Instruction>
Strip the pictures and reproduce the rest of the listing exactly.

[start]

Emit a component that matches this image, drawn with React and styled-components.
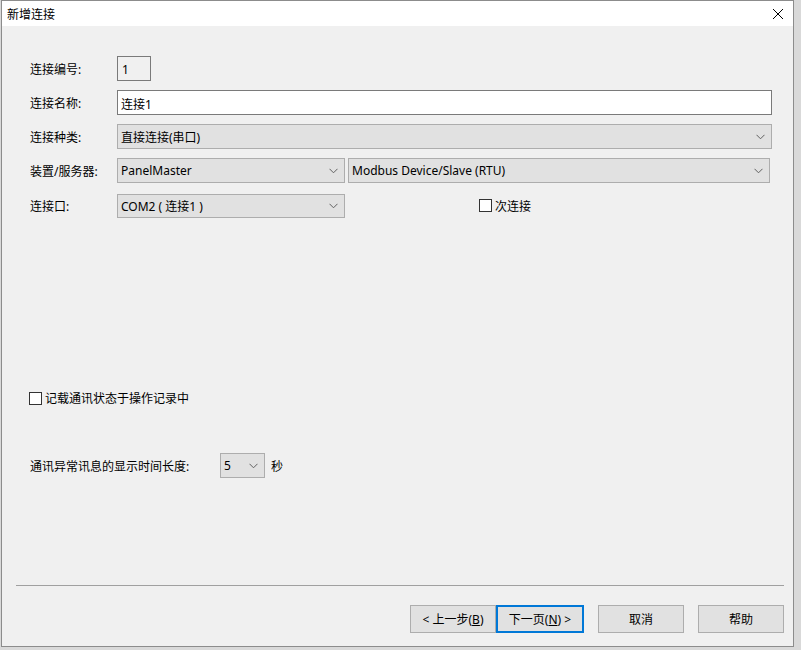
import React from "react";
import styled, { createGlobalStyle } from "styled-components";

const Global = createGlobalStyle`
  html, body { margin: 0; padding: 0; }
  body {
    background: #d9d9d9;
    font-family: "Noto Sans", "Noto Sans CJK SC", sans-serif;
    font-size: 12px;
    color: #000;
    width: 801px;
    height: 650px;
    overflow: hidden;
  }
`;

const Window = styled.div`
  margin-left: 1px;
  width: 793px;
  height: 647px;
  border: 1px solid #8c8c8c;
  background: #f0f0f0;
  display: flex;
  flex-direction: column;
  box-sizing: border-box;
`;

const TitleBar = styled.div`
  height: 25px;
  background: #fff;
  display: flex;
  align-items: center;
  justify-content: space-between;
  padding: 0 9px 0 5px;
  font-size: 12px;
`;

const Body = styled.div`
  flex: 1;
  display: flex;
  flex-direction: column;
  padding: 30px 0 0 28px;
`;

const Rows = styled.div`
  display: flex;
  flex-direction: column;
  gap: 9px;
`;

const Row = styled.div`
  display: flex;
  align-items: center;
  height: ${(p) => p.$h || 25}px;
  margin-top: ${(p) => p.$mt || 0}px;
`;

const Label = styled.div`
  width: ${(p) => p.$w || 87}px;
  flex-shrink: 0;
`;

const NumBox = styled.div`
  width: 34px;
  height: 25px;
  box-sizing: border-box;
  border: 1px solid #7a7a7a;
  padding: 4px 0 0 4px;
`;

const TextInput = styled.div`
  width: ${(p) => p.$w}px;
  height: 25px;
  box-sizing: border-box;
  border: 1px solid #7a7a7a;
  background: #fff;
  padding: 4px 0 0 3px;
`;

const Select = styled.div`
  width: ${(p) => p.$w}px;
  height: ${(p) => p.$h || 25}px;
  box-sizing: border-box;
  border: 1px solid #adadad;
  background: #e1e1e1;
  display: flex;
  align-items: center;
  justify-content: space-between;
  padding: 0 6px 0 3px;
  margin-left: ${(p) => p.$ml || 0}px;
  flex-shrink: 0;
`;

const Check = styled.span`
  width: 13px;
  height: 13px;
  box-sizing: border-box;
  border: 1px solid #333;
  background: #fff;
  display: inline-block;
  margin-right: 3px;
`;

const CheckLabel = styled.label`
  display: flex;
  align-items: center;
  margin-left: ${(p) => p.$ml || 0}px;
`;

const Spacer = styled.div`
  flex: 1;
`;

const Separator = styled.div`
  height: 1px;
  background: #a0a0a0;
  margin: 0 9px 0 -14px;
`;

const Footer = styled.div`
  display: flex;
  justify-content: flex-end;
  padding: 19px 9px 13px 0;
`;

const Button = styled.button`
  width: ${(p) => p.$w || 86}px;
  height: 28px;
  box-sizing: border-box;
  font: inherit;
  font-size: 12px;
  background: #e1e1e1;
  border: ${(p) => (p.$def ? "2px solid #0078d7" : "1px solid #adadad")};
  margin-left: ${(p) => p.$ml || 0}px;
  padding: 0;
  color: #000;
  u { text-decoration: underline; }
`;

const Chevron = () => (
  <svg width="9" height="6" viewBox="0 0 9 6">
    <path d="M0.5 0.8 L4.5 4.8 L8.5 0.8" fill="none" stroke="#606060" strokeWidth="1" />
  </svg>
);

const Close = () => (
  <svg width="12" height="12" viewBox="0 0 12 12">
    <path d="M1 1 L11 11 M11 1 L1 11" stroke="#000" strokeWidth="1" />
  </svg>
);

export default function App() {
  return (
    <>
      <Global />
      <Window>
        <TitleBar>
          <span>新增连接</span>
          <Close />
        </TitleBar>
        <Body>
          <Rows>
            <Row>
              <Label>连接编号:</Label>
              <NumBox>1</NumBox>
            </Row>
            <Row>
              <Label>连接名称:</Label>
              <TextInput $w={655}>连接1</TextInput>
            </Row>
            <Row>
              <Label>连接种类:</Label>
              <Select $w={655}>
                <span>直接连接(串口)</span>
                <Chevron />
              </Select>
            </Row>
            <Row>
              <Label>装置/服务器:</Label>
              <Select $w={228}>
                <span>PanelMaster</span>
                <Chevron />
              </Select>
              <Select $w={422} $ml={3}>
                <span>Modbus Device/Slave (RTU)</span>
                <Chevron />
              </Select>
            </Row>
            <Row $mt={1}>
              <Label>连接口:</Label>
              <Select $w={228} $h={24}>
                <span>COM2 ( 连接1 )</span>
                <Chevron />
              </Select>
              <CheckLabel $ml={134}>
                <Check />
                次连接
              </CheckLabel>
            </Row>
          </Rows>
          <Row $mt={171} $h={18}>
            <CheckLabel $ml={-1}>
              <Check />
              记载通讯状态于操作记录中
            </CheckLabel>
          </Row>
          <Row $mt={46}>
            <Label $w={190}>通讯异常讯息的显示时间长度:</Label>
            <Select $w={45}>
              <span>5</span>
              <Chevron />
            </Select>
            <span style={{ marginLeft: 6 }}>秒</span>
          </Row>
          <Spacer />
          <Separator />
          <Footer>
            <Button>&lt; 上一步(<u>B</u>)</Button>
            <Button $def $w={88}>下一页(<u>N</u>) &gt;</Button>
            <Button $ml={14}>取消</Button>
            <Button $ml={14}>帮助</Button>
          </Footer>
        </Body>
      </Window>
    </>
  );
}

[end]

Output below>
Emit a component that matches this image, drawn with React and styled-components.
import React from "react";
import styled, { createGlobalStyle } from "styled-components";

const Global = createGlobalStyle`
  html, body { margin: 0; padding: 0; }
  body {
    background: #d9d9d9;
    font-family: "Noto Sans", "Noto Sans CJK SC", sans-serif;
    font-size: 12px;
    color: #000;
    width: 801px;
    height: 650px;
    overflow: hidden;
  }
`;

const Window = styled.div`
  margin-left: 1px;
  width: 793px;
  height: 647px;
  border: 1px solid #8c8c8c;
  background: #f0f0f0;
  display: flex;
  flex-direction: column;
  box-sizing: border-box;
`;

const TitleBar = styled.div`
  height: 25px;
  background: #fff;
  display: flex;
  align-items: center;
  justify-content: space-between;
  padding: 0 9px 0 5px;
  font-size: 12px;
`;

const Body = styled.div`
  flex: 1;
  display: flex;
  flex-direction: column;
  padding: 30px 0 0 28px;
`;

const Rows = styled.div`
  display: flex;
  flex-direction: column;
  gap: 9px;
`;

const Row = styled.div`
  display: flex;
  align-items: center;
  height: ${(p) => p.$h || 25}px;
  margin-top: ${(p) => p.$mt || 0}px;
`;

const Label = styled.div`
  width: ${(p) => p.$w || 87}px;
  flex-shrink: 0;
`;

const NumBox = styled.div`
  width: 34px;
  height: 25px;
  box-sizing: border-box;
  border: 1px solid #7a7a7a;
  padding: 4px 0 0 4px;
`;

const TextInput = styled.div`
  width: ${(p) => p.$w}px;
  height: 25px;
  box-sizing: border-box;
  border: 1px solid #7a7a7a;
  background: #fff;
  padding: 4px 0 0 3px;
`;

const Select = styled.div`
  width: ${(p) => p.$w}px;
  height: ${(p) => p.$h || 25}px;
  box-sizing: border-box;
  border: 1px solid #adadad;
  background: #e1e1e1;
  display: flex;
  align-items: center;
  justify-content: space-between;
  padding: 0 6px 0 3px;
  margin-left: ${(p) => p.$ml || 0}px;
  flex-shrink: 0;
`;

const Check = styled.span`
  width: 13px;
  height: 13px;
  box-sizing: border-box;
  border: 1px solid #333;
  background: #fff;
  display: inline-block;
  margin-right: 3px;
`;

const CheckLabel = styled.label`
  display: flex;
  align-items: center;
  margin-left: ${(p) => p.$ml || 0}px;
`;

const Spacer = styled.div`
  flex: 1;
`;

const Separator = styled.div`
  height: 1px;
  background: #a0a0a0;
  margin: 0 9px 0 -14px;
`;

const Footer = styled.div`
  display: flex;
  justify-content: flex-end;
  padding: 19px 9px 13px 0;
`;

const Button = styled.button`
  width: ${(p) => p.$w || 86}px;
  height: 28px;
  box-sizing: border-box;
  font: inherit;
  font-size: 12px;
  background: #e1e1e1;
  border: ${(p) => (p.$def ? "2px solid #0078d7" : "1px solid #adadad")};
  margin-left: ${(p) => p.$ml || 0}px;
  padding: 0;
  color: #000;
  u { text-decoration: underline; }
`;

const Chevron = () => (
  <svg width="9" height="6" viewBox="0 0 9 6">
    <path d="M0.5 0.8 L4.5 4.8 L8.5 0.8" fill="none" stroke="#606060" strokeWidth="1" />
  </svg>
);

const Close = () => (
  <svg width="12" height="12" viewBox="0 0 12 12">
    <path d="M1 1 L11 11 M11 1 L1 11" stroke="#000" strokeWidth="1" />
  </svg>
);

export default function App() {
  return (
    <>
      <Global />
      <Window>
        <TitleBar>
          <span>新增连接</span>
          <Close />
        </TitleBar>
        <Body>
          <Rows>
            <Row>
              <Label>连接编号:</Label>
              <NumBox>1</NumBox>
            </Row>
            <Row>
              <Label>连接名称:</Label>
              <TextInput $w={655}>连接1</TextInput>
            </Row>
            <Row>
              <Label>连接种类:</Label>
              <Select $w={655}>
                <span>直接连接(串口)</span>
                <Chevron />
              </Select>
            </Row>
            <Row>
              <Label>装置/服务器:</Label>
              <Select $w={228}>
                <span>PanelMaster</span>
                <Chevron />
              </Select>
              <Select $w={422} $ml={3}>
                <span>Modbus Device/Slave (RTU)</span>
                <Chevron />
              </Select>
            </Row>
            <Row $mt={1}>
              <Label>连接口:</Label>
              <Select $w={228} $h={24}>
                <span>COM2 ( 连接1 )</span>
                <Chevron />
              </Select>
              <CheckLabel $ml={134}>
                <Check />
                次连接
              </CheckLabel>
            </Row>
          </Rows>
          <Row $mt={171} $h={18}>
            <CheckLabel $ml={-1}>
              <Check />
              记载通讯状态于操作记录中
            </CheckLabel>
          </Row>
          <Row $mt={46}>
            <Label $w={190}>通讯异常讯息的显示时间长度:</Label>
            <Select $w={45}>
              <span>5</span>
              <Chevron />
            </Select>
            <span style={{ marginLeft: 6 }}>秒</span>
          </Row>
          <Spacer />
          <Separator />
          <Footer>
            <Button>&lt; 上一步(<u>B</u>)</Button>
            <Button $def $w={88}>下一页(<u>N</u>) &gt;</Button>
            <Button $ml={14}>取消</Button>
            <Button $ml={14}>帮助</Button>
          </Footer>
        </Body>
      </Window>
    </>
  );
}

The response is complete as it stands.